In fact, the Cleveland suburb of Brecksville, where Belichick resided, had a police car stationed 24/7 at Belichick's home after Bernie's release.
Maybe, Browns fans were warming up their outrage for The Move two years later.
Bernie got his Super Bowl ring as a member of the Dallas Cowboys as a backup QB to Troy Aikman before he finished his career with the Miami Dolphins.
Going back eight years to his initial signing before his release, someone commented on the name "Bernie Kosar" in the Cleveland Plain Dealer, and said "I'll bet that Jewish kid was smart enough to negotiate his own contract."
In fact, Bernie was Catholic, but graduating a year early from the U's business school with a dual major of econ and finance certainly did not indicate spendthrift tendencies.

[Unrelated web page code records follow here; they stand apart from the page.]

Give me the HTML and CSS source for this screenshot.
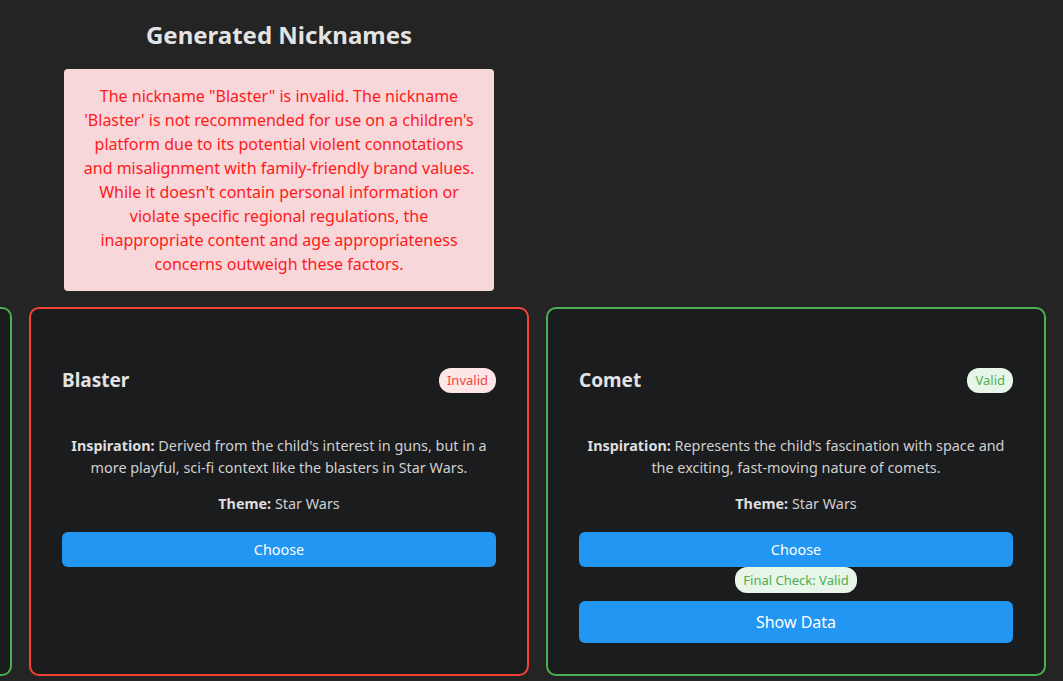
FILE: index.html
```html
<!DOCTYPE html>
<html lang="en">
<head>
<meta charset="utf-8">
<title>Generated Nicknames</title>
<link rel="stylesheet" href="styles.css">
</head>
<body>
<main class="page">
  <section class="top">
    <h2 class="title">Generated Nicknames</h2>
    <div class="alert">The nickname "Blaster" is invalid. The nickname 'Blaster' is not recommended for use on a children's platform due to its potential violent connotations and misalignment with family-friendly brand values. While it doesn't contain personal information or violate specific regional regulations, the inappropriate content and age appropriateness concerns outweigh these factors.</div>
  </section>
  <section class="cards">
    <article class="card valid">
      <div class="card-head"><h3 class="name">Trooper</h3><span class="badge ok">Valid</span></div>
      <p class="desc"><b>Inspiration:</b> A friendly nod to the child's love of Star Wars characters.</p>
      <p class="theme"><b>Theme:</b> Star Wars</p>
      <button class="btn">Choose</button>
    </article>
    <article class="card invalid">
      <div class="card-head"><h3 class="name">Blaster</h3><span class="badge bad">Invalid</span></div>
      <p class="desc"><b>Inspiration:</b> Derived from the child's interest in guns, but in a more playful, sci-fi context like the blasters in Star Wars.</p>
      <p class="theme"><b>Theme:</b> Star Wars</p>
      <button class="btn">Choose</button>
    </article>
    <article class="card valid">
      <div class="card-head"><h3 class="name">Comet</h3><span class="badge ok">Valid</span></div>
      <p class="desc"><b>Inspiration:</b> Represents the child's fascination with space and the exciting, fast-moving nature of comets.</p>
      <p class="theme"><b>Theme:</b> Star Wars</p>
      <button class="btn">Choose</button>
      <div class="final-wrap"><span class="badge ok final">Final Check: Valid</span></div>
      <button class="btn big">Show Data</button>
    </article>
  </section>
</main>
</body>
</html>
```

FILE: styles.css
```css
html, body {
  margin: 0;
  padding: 0;
  background: #242424;
  overflow: hidden;
  height: 681px;
}
body {
  font-family: "Noto Sans", "Open Sans", sans-serif;
  color: #d6d6d6;
}
.page {
  display: flex;
  flex-direction: column;
}
.top {
  width: 500px;
  margin-left: 29px;
  display: flex;
  flex-direction: column;
  align-items: center;
}
.title {
  margin: 18px 0 0;
  font-size: 24px;
  line-height: 33px;
  font-weight: 700;
  color: #e3e3e3;
}
.alert {
  margin-top: 18px;
  width: 400px;
  padding: 15px;
  background: #f8d7da;
  color: #ff1a1a;
  border-radius: 4px;
  font-size: 16px;
  line-height: 24px;
  text-align: center;
}
.cards {
  display: flex;
  gap: 17px;
  margin-top: 16px;
  margin-left: -488px;
  align-items: stretch;
}
.card {
  flex: 0 0 500px;
  box-sizing: border-box;
  width: 500px;
  background: #1b1c1e;
  border: 2px solid #4caf50;
  border-radius: 10px;
  padding: 31px;
  display: flex;
  flex-direction: column;
}
.card.invalid { border-color: #f44336; }
.card-head {
  margin-top: 27px;
  display: flex;
  justify-content: space-between;
  align-items: center;
  height: 26px;
}
.name {
  margin: 0;
  font-size: 19px;
  font-weight: 700;
  color: #e3e3e3;
}
.badge {
  display: inline-block;
  font-size: 13px;
  line-height: 17px;
  padding: 4px 8px;
  border-radius: 12px;
}
.badge.bad { background: #ffe6e6; color: #f44336; }
.badge.ok { background: #e8f5e9; color: #4caf50; }
.desc {
  margin: 42px 0 0;
  font-size: 14.4px;
  line-height: 22px;
  text-align: center;
  color: #cfcfcf;
}
.theme {
  margin: 14px 0 0;
  font-size: 14.4px;
  line-height: 22px;
  text-align: center;
  color: #cfcfcf;
}
b { color: #dedede; font-weight: 700; }
.btn {
  margin-top: 17px;
  height: 35px;
  border: none;
  border-radius: 6px;
  background: #2196f3;
  color: #ffffff;
  font-family: "Noto Sans", "Open Sans", sans-serif;
  font-size: 14.4px;
}
.final-wrap {
  display: flex;
  justify-content: center;
}
.final { padding: 4px 8px; line-height: 18px; }
.btn.big {
  margin-top: 8px;
  height: 42px;
  font-size: 16px;
}
```
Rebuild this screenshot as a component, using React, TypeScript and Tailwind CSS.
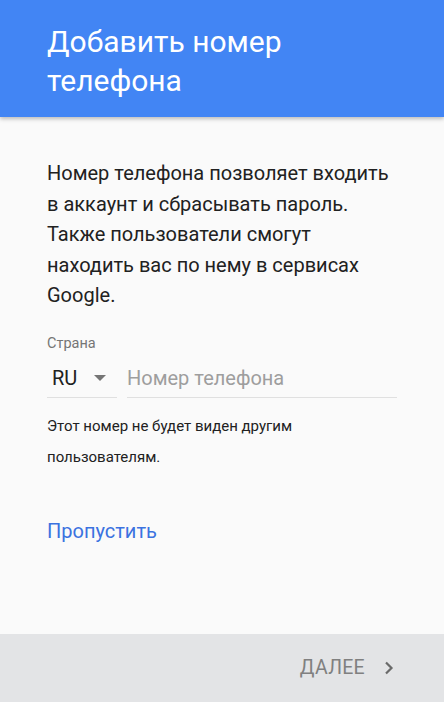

After football, Bernie had many business ventures, including an extremely successful telemarketing company. He also had the NFL-licensed Bernie Kosar Greeting Card Company, whose cards were sold at sporting goods stores across the United States.
Bernie also bought a share of the NHL's Florida Panthers, started a South Florida steakhouse which folded and was most recently employed as vice president of the Cleveland Gladiators in the now-defunct Arena Football League.
Creditors in Bernie's bankruptcy filing include South Florida banks over shaky real estate, his ex-wife Babette ($3 million), Key Bank of Cleveland, the Cleveland Browns ($1.5 million), Cleveland Gladiators, and even the executive chef of his failed steakhouse.
How Bernie owes the Browns money is something we may never know.
Bernie, you were a legend in a city starved for heroes.
Thirteen years after you took your last snap from center, callers to sports talk radio in Cleveland still wanted you to be part of the Browns' management team.
But, in 2006, I heard you doing color commentary on a preseason Browns broadcast, and you sounded like you were trashed. Not merely under the influence, but trashed.
To compound the offense, on that broadcast, you spent all of the available time you could sneak in advocating the election of arch-conservative Ken Blackwell for Ohio governor.
Bernie, I don't share your dual degrees from a prestigious private university, but I know better than to try and sell bright red in a deep blue market.
Maybe, sir, you weren't that smart after all. Maybe Wall Street wasn't, either.
Maybe none of us were. Who could have seen Florida having a real estate bust?
When 80,000 people packed Cleveland Municipal Stadium to see you hand off to Mack and Byner and throw to Slaughter, Newsome and Langhorne, the east bank of the Flats was the place to be.
Now, it's a ghost town.
In 1998, when the Browns' new ownership had yet to be named, fans residing in Fantasyland wished you would be the new owner, QB coach, head coach or (fill in the blank here).
Now, the main topic of your presence on any Cleveland broadcast is how trashed you looked or sounded, not what you had to say.
The only constant is change.
When you grew up in the suburbs of Youngstown rooting for the Browns and I grew up rooting for the same team in suburban Cleveland, Youngstown and Cleveland were still making steel, and Akron was still making tires.
Sir, I have no sympathy for you.
After your NFL career, you have advocated many of the policies that have put us in the mess we are in. You, having to file Chapter 11, are in the company of far better men and women than you.
I fear that our nation as a whole may suffer your fate.
In the boom times, it seemed that the party would never end. Now, we have engineers applying at Target.
Nonetheless, I cherish the memory of my old season tickets in the original Dawg Pound, and wish you the best.
Now, sir, put the Crown Royal away, use the brain that got you those dual degrees, and make us proud of you again.